Si la soledad del corredor de fondo es más que un tópico, en mi estancia en tierras británicas ha sido la tónica. Aparte de las carreras, rara vez he conseguido que alguien me acompañe en mis trotes. Eso hasta que un amigo me comentó que "Sweatshop", una tienda deportiva de Windsor organizaba unas quedadas para correr unos 5 kilómetros en grupo todos los lunes por la tarde. Por si correr con más gente no fuera suficiente premio, te daban una camiseta técnica si acudías cinco veces. Y todo ello sin pagar un penique. El primer día no me lo tomé a título de inventario y ya desde el principio me sumé a los puestos de cabeza. Para mí era un auténtico lujo correr con un grupo, y la emoción me empujaba hacia adelante. Aunque no tanto para que pudiese seguir a un par de gacelas que se disputaron la victoria (no es un evento competitivo, pero cada uno va a su ritmo). Los perdí de vista en un cruce casi al final y no sabía por dónde tirar. Pregunté una chica que estaba esperando el autobús si los había visto, ante su respuesta negativa, "hice un Bahamontes" y esperé un par de minutos a que viniera algún lazarillo en mi rescate. Como no aparecía nadie y me estaba poniendo nervioso tomé una dirección que acabó siendo la correcta. Una vez reagrupados los participantes (entre los que se incluía alguna participante femenina de enjundia)en la tienda, nos ofrecían un vaso de agua o refresco.
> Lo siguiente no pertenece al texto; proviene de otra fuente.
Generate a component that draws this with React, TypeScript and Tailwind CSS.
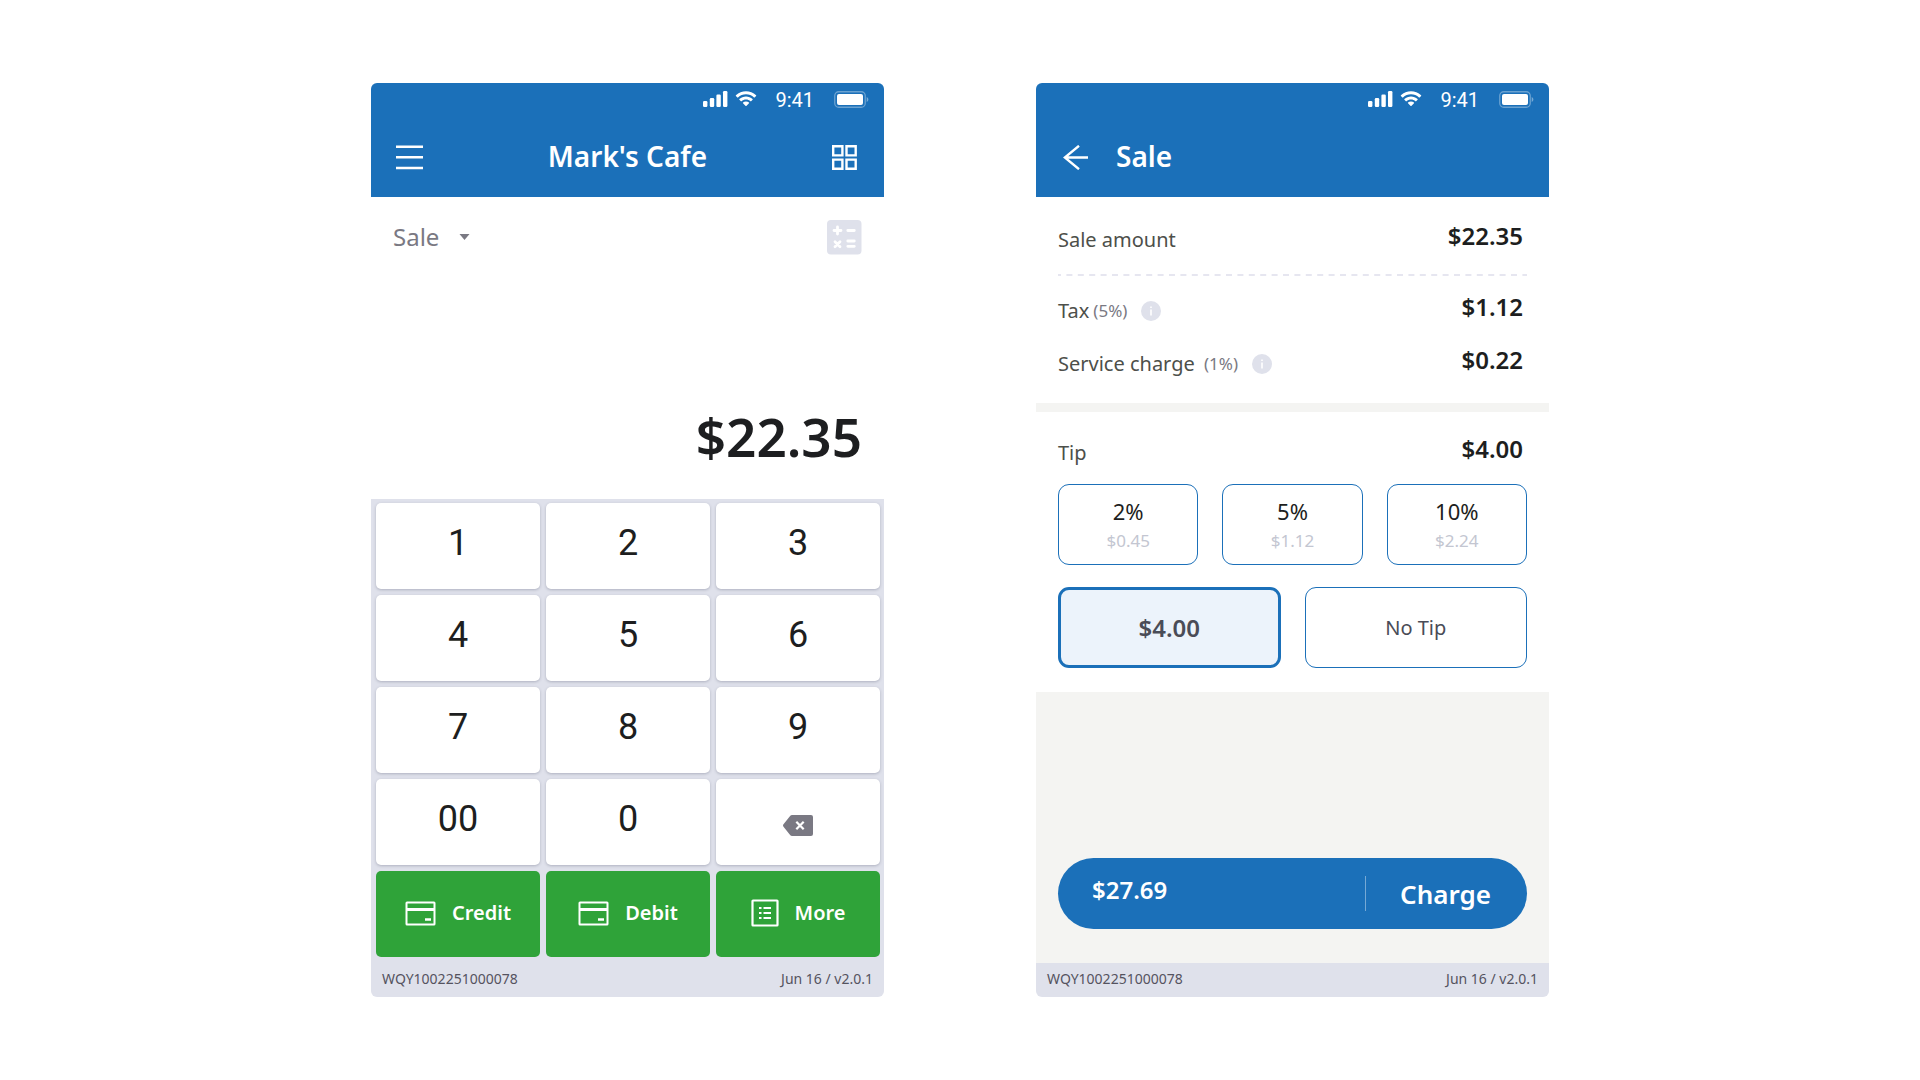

Evidentemente, a partir de ese día fui un incondicional del evento. Y eso a pesar de que muchos días me tocaba ir después de haber trabajado 8 horas de pie sin darme un respiro o debía ir desde mi casa situada a 6 km (y volver después) y no siempre con un clima agradable. Los duelos con un par de corredores locales y un sueco jugador de hockey sobre hielo eran épicos, pero siempre dentro de la más absoluta deportividad y compañerismo. Un día incluso salimos a echarnos unos tragos para celebrar la despedida de dos dependientes que se iban a estudiar a otra ciudad. Y recientemente han incluido una ruta alternativa de unos 10 km para los más intrépidos (entre los que me incluí, obviamente). Si correr es un placer (alguna veces sufrido, pero un placer al fin y al cabo), hacerlo con esta gente, y en un entorno tan privilegiado como Windsor es una auténtica maravilla.